Given material:

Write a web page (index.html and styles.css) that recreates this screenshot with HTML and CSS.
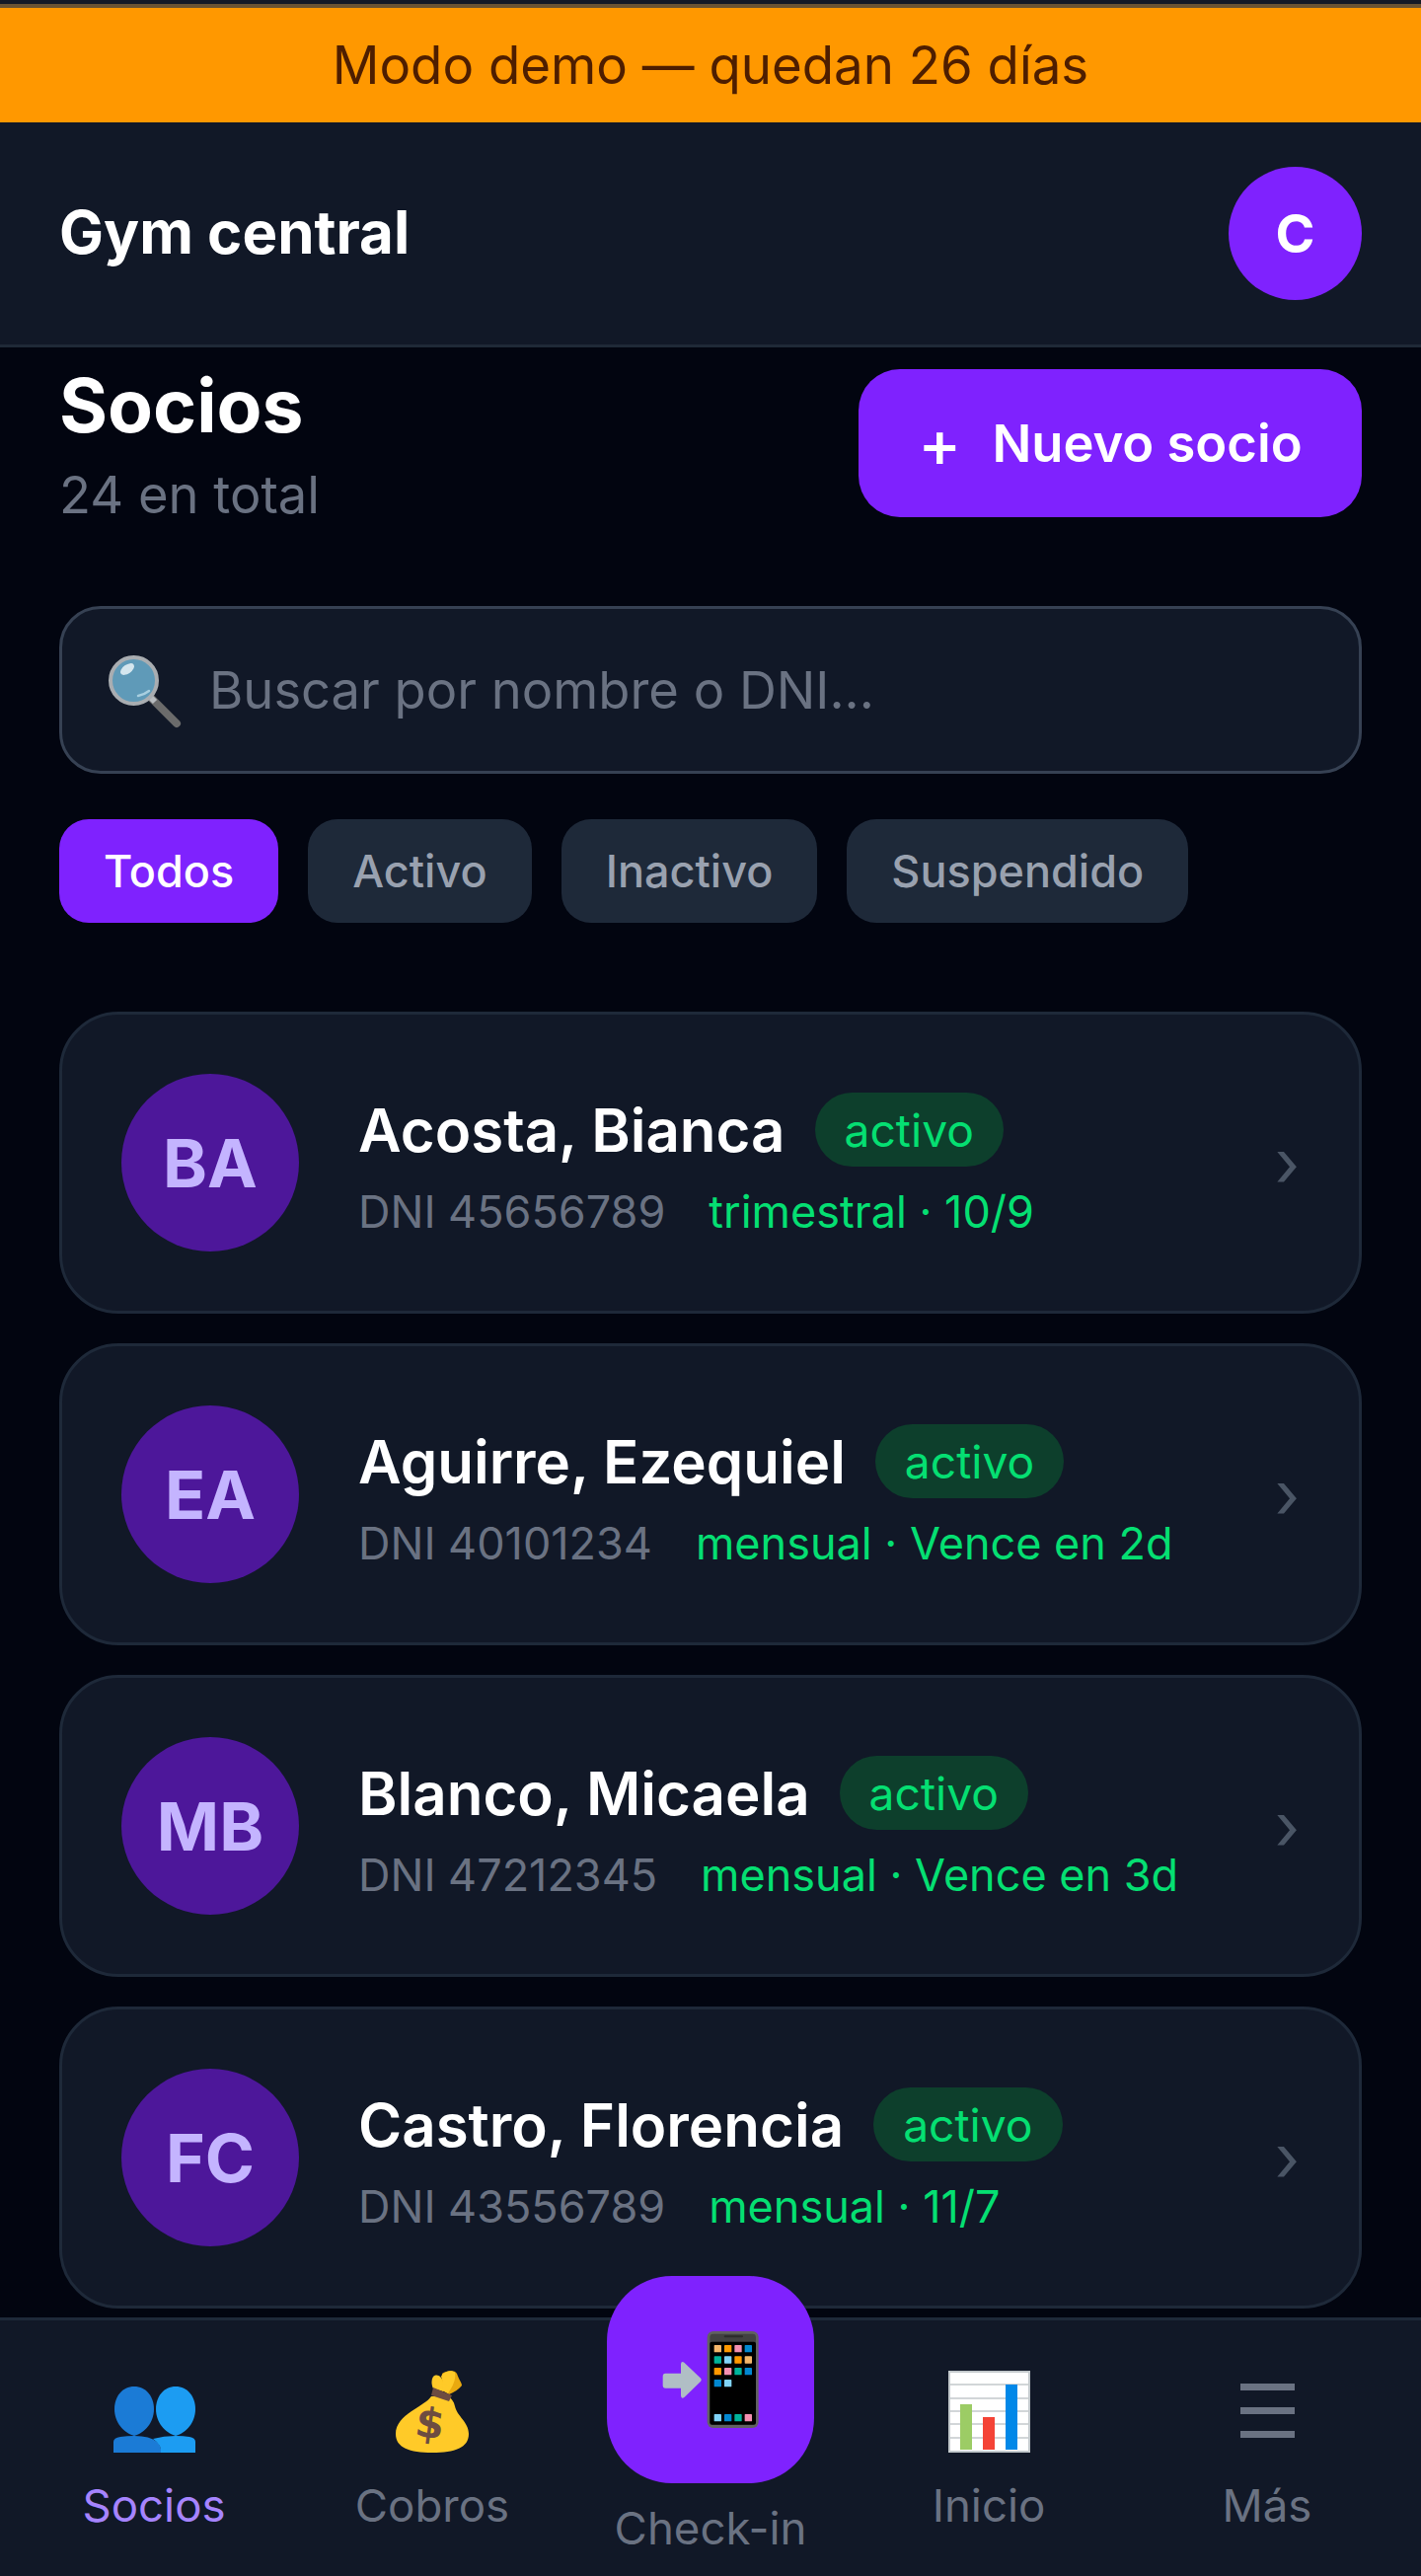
FILE: index.html
```html
<!DOCTYPE html>
<html lang="es">
<head>
    <meta charset="UTF-8">
    <meta name="viewport" content="width=device-width, initial-scale=1.0">
    <title>Socios</title>
    <link rel="stylesheet" href="styles.css">
</head>
<body>
    <div class="app">
        <div class="demo-banner">Modo demo — quedan 26 días</div>

        <header class="topbar">
            <div class="gym-name">Gym central</div>
            <div class="user-avatar">C</div>
        </header>

        <main class="content">
            <div class="page-head">
                <div>
                    <h1>Socios</h1>
                    <div class="total">24 en total</div>
                </div>
                <button class="new-btn"><span class="plus">+</span>Nuevo socio</button>
            </div>

            <div class="search">
                <svg class="search-icon" viewBox="0 0 74 74">
                    <path d="M42 42 L69 69" stroke="#6b6b6b" stroke-width="8" stroke-linecap="round"/>
                    <path d="M41 41 L47 47" stroke="#b8bcc0" stroke-width="6"/>
                    <circle cx="25.5" cy="25.5" r="23.5" fill="#5f9ab8" stroke="#a9adb1" stroke-width="4"/>
                    <ellipse cx="19" cy="14" rx="8" ry="4.5" transform="rotate(-35 19 14)" fill="#d5e6ee"/>
                    <path d="M30 41 Q36 40 41 36" stroke="#a8cfe0" stroke-width="2.5" fill="none" stroke-linecap="round"/>
                </svg>
                <input type="text" placeholder="Buscar por nombre o DNI...">
            </div>

            <div class="filters">
                <button class="chip active">Todos</button>
                <button class="chip">Activo</button>
                <button class="chip">Inactivo</button>
                <button class="chip">Suspendido</button>
            </div>

            <div class="member-list">
                <div class="member">
                    <div class="member-avatar">BA</div>
                    <div class="member-info">
                        <div class="member-top"><span class="member-name">Acosta, Bianca</span><span class="badge">activo</span></div>
                        <div class="member-sub"><span class="dni">DNI 45656789</span><span class="plan">trimestral · 10/9</span></div>
                    </div>
                    <span class="chevron">›</span>
                </div>
                <div class="member">
                    <div class="member-avatar">EA</div>
                    <div class="member-info">
                        <div class="member-top"><span class="member-name">Aguirre, Ezequiel</span><span class="badge">activo</span></div>
                        <div class="member-sub"><span class="dni">DNI 40101234</span><span class="plan">mensual · Vence en 2d</span></div>
                    </div>
                    <span class="chevron">›</span>
                </div>
                <div class="member">
                    <div class="member-avatar">MB</div>
                    <div class="member-info">
                        <div class="member-top"><span class="member-name">Blanco, Micaela</span><span class="badge">activo</span></div>
                        <div class="member-sub"><span class="dni">DNI 47212345</span><span class="plan">mensual · Vence en 3d</span></div>
                    </div>
                    <span class="chevron">›</span>
                </div>
                <div class="member">
                    <div class="member-avatar">FC</div>
                    <div class="member-info">
                        <div class="member-top"><span class="member-name">Castro, Florencia</span><span class="badge">activo</span></div>
                        <div class="member-sub"><span class="dni">DNI 43556789</span><span class="plan">mensual · 11/7</span></div>
                    </div>
                    <span class="chevron">›</span>
                </div>
            </div>
        </main>

        <nav class="bottom-nav">
            <a class="nav-item current">
                <svg class="nav-icon people-icon" viewBox="0 0 84 67">
                    <path d="M22 0 C34 0 42 10 42 23 C42 36 33 47 22 50 C11 47 2 36 2 23 C2 10 10 0 22 0 Z" fill="#1b7bd6"/>
                    <path d="M1 67 V56 Q1 52 8 51 Q15 50 22 50 Q38 50 45 56 Q50 61 49 67 Z" fill="#1b7bd6"/>
                    <path d="M64 0 C76 0 84 10 84 23 C84 36 75 47 64 50 C53 47 44 36 44 23 C44 10 52 0 64 0 Z" fill="#1c9cf2"/>
                    <path d="M41 53 Q52 50 64 50 Q72 50 78 51 Q84 52 84 56 V67 H49 Q50 59 41 53 Z" fill="#1c9cf2"/>
                </svg>
                <span>Socios</span>
            </a>
            <a class="nav-item">
                <svg class="nav-icon bag-icon" viewBox="0 0 74 83">
                    <path d="M47 3 C51 0 60 -1 62 3 C64 9 67 12 67 15 C64 19 59 22 54 24 L46 19 Z" fill="#e9a90f"/>
                    <path d="M38 6 C41 3 44 5 45 6 C48 9 49 13 48 21 L38 18 C36 14 36 9 38 6 Z" fill="#ffca28"/>
                    <path d="M46 6 C49 0 58 -1 60 2 C61 8 59 14 53 23 L47 20 C48 14 48 9 46 6 Z" fill="#ffca28"/>
                    <path d="M36 26 C30 36 0 44 0 64 C0 78 14 83 37 83 C60 83 74 78 74 64 C74 52 62 46 60 36 C59 31 56 28 54 26 Z" fill="#ffca28"/>
                    <path d="M38 17 L57 25 L54 31 L36 25 Z" fill="#6d4c41"/>
                    <text class="bag-mark" x="35" y="68" transform="rotate(8 35 52)">$</text>
                </svg>
                <span>Cobros</span>
            </a>
            <a class="nav-item checkin">
                <div class="checkin-btn">
                    <svg class="phone-icon" viewBox="60 68 294 294">
                        <path d="M70 196 H117 V168 Q118 158 127 163 L176 210 Q182 216 176 222 L128 268 Q118 276 117 264 V241 H70 Q62 241 62 232 V205 Q62 196 70 196 Z" fill="#b0bec5"/>
                        <rect x="197" y="68" width="156" height="294" rx="18" fill="#616161"/>
                        <rect x="205" y="76" width="140" height="276" rx="10" fill="#424242"/>
                        <rect x="205" y="100" width="140" height="252" rx="6" fill="#000"/>
                        <rect x="248" y="81" width="58" height="6" rx="3" fill="#2b2b2b"/>
                        <g fill="#f4b66b">
                            <rect x="218" y="110" width="22" height="22" rx="2"/>
                            <rect x="311" y="144" width="22" height="22" rx="2"/>
                        </g>
                        <g fill="#ff9800">
                            <rect x="249" y="110" width="22" height="22" rx="2"/>
                            <rect x="280" y="144" width="22" height="22" rx="2"/>
                            <rect x="218" y="179" width="22" height="22" rx="2"/>
                        </g>
                        <g fill="#f48fb1">
                            <rect x="280" y="110" width="22" height="22" rx="2"/>
                            <rect x="249" y="179" width="22" height="22" rx="2"/>
                            <rect x="311" y="320" width="22" height="22" rx="2"/>
                        </g>
                        <g fill="#0288d1">
                            <rect x="311" y="110" width="22" height="22" rx="2"/>
                            <rect x="311" y="179" width="22" height="22" rx="2"/>
                            <rect x="218" y="215" width="22" height="22" rx="2"/>
                            <rect x="249" y="320" width="22" height="22" rx="2"/>
                        </g>
                        <g fill="#00b39b">
                            <rect x="218" y="144" width="22" height="22" rx="2"/>
                            <rect x="280" y="179" width="22" height="22" rx="2"/>
                            <rect x="280" y="320" width="22" height="22" rx="2"/>
                        </g>
                        <g fill="#81d4fa">
                            <rect x="249" y="144" width="22" height="22" rx="2"/>
                            <rect x="249" y="215" width="22" height="22" rx="2"/>
                            <rect x="218" y="320" width="22" height="22" rx="2"/>
                        </g>
                    </svg>
                </div>
                <span>Check-in</span>
            </a>
            <a class="nav-item">
                <svg class="nav-icon chart-icon" viewBox="0 0 83 83">
                    <rect width="83" height="83" fill="#fff"/>
                    <path d="M0 14 H83 M0 28 H83 M0 41 H83 M0 54 H83 M0 68 H83" stroke="#c3c9cc" stroke-width="1.5"/>
                    <rect x="12" y="34" width="12" height="46" fill="#9ccc65"/>
                    <rect x="35" y="47" width="12" height="33" fill="#f44336"/>
                    <rect x="58" y="14" width="12" height="66" fill="#0288e8"/>
                    <rect x="1" y="1" width="81" height="81" fill="none" stroke="#c3c9cc" stroke-width="2"/>
                </svg>
                <span>Inicio</span>
            </a>
            <a class="nav-item">
                <div class="menu-icon"><i></i><i></i><i></i></div>
                <span>Más</span>
            </a>
        </nav>
    </div>
</body>
</html>
```

FILE: styles.css
```css
* {
    box-sizing: border-box;
}

body {
    font-family: Inter, 'Noto Sans', sans-serif;
    margin: 0;
    background: #020510;
    color: white;
}

.app {
    position: relative;
    height: 2610px;
    overflow: hidden;
    display: flex;
    flex-direction: column;
    border-top: 4px solid #141a26;
}

.demo-banner {
    height: 120px;
    border-top: 4px solid #6b5433;
    background-color: #ff9800;
    color: #4e1e00;
    font-size: 52.8px;
    display: flex;
    align-items: center;
    justify-content: center;
}

.topbar {
    height: 228px;
    background-color: #111827;
    border-bottom: 3px solid #1f2937;
    padding: 0 60px;
    display: flex;
    align-items: center;
    justify-content: space-between;
}

.gym-name {
    font-size: 60px;
    font-weight: 700;
    margin-bottom: 3px;
}

.user-avatar {
    width: 135px;
    height: 135px;
    border-radius: 50%;
    background-color: #7f22fe;
    font-size: 54px;
    font-weight: 700;
    display: flex;
    align-items: center;
    justify-content: center;
}

.content {
    padding: 22px 60px 0;
}

.page-head {
    height: 150px;
    display: flex;
    justify-content: space-between;
    align-items: flex-start;
    margin-bottom: 90px;
}

h1 {
    font-size: 75px;
    font-weight: 700;
    line-height: 73px;
    margin: 0;
}

.total {
    color: #6a7282;
    font-size: 52.5px;
    margin-top: 22px;
}

.new-btn {
    font-family: inherit;
    width: 510px;
    height: 150px;
    border: none;
    border-radius: 42px;
    background-color: #7f22fe;
    color: white;
    font-size: 52.5px;
    font-weight: 600;
    display: flex;
    align-items: center;
    justify-content: center;
}

.plus {
    font-size: 66px;
    font-weight: 500;
    margin-right: 31px;
}

.search {
    height: 170px;
    background-color: #111827;
    border: 3px solid #364153;
    border-radius: 42px;
    padding: 0 47px;
    display: flex;
    align-items: center;
    gap: 28px;
    margin-bottom: 46px;
}

.search-icon {
    width: 74px;
    height: 74px;
    flex: none;
    margin-top: 4px;
}

.search input {
    flex: 1;
    background: none;
    border: none;
    outline: none;
    padding: 0;
    color: white;
    font-family: inherit;
    font-size: 52.5px;
}

.search input::placeholder {
    color: #6a7282;
    opacity: 1;
}

.filters {
    display: flex;
    gap: 30px;
    margin-bottom: 90px;
}

.chip {
    font-family: inherit;
    height: 105px;
    padding: 0 45px;
    border: none;
    border-radius: 30px;
    background-color: #1e2939;
    color: #99a1af;
    font-size: 45px;
    font-weight: 500;
}

.chip.active {
    background-color: #7f22fe;
    color: white;
}

.member-list {
    display: flex;
    flex-direction: column;
    gap: 30px;
}

.member {
    height: 306px;
    background-color: #111827;
    border: 3px solid #1e2939;
    border-radius: 60px;
    padding: 0 60px;
    display: flex;
    align-items: center;
}

.member-avatar {
    width: 180px;
    height: 180px;
    border-radius: 50%;
    background-color: #4d179a;
    color: #c4b4ff;
    font-size: 68px;
    font-weight: 700;
    display: flex;
    align-items: center;
    justify-content: center;
    flex: none;
    margin-right: 60px;
}

.member-info {
    flex: 1;
    padding-top: 6px;
}

.member-top {
    display: flex;
    align-items: center;
    gap: 30px;
}

.member-name {
    font-size: 60px;
    font-weight: 600;
}

.badge {
    background-color: #0d3f2c;
    color: #05df72;
    font-size: 46.2px;
    border-radius: 38px;
    height: 75px;
    padding: 0 30px;
    display: flex;
    align-items: center;
}

.member-sub {
    font-size: 45px;
    margin-top: 18px;
    display: flex;
    gap: 44px;
}

.dni {
    color: #6a7282;
}

.plan {
    color: #05df72;
}

.chevron {
    color: #4a5565;
    font-size: 66px;
}

.bottom-nav {
    position: absolute;
    left: 0;
    right: 0;
    bottom: 0;
    height: 262px;
    background-color: #111827;
    border-top: 3px solid #1e2939;
    display: flex;
    padding: 0 15px;
}

.nav-item {
    flex: 1;
    display: flex;
    flex-direction: column;
    align-items: center;
    justify-content: flex-end;
    padding-bottom: 44px;
    color: #6a7282;
    font-size: 45.6px;
}

.nav-item.current {
    color: #a684ff;
}

.nav-icon {
    flex: none;
    margin-bottom: 26px;
}

.people-icon {
    width: 84px;
    height: 67px;
}

.bag-icon {
    width: 74px;
    height: 83px;
}

.chart-icon {
    width: 83px;
    height: 83px;
}

.checkin {
    padding-bottom: 21px;
}

.checkin-btn {
    width: 210px;
    height: 210px;
    border-radius: 66px;
    background-color: #7f22fe;
    display: flex;
    align-items: center;
    justify-content: center;
    flex: none;
    margin-bottom: 18px;
}

.phone-icon {
    width: 98px;
    height: 98px;
}

.menu-icon {
    width: 55px;
    height: 83px;
    padding-top: 13px;
    display: flex;
    flex-direction: column;
    gap: 17px;
    flex: none;
    margin-bottom: 26px;
}

.menu-icon i {
    display: block;
    height: 7px;
    background-color: #6a7282;
}

.bag-mark {
    font-family: 'DejaVu Sans', sans-serif;
    font-size: 42px;
    font-weight: 700;
    fill: #6d4c41;
    text-anchor: middle;
}
```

Stated task:
Give the count of lines holding the word "styles" and nothing more.

Output of the exercise:
3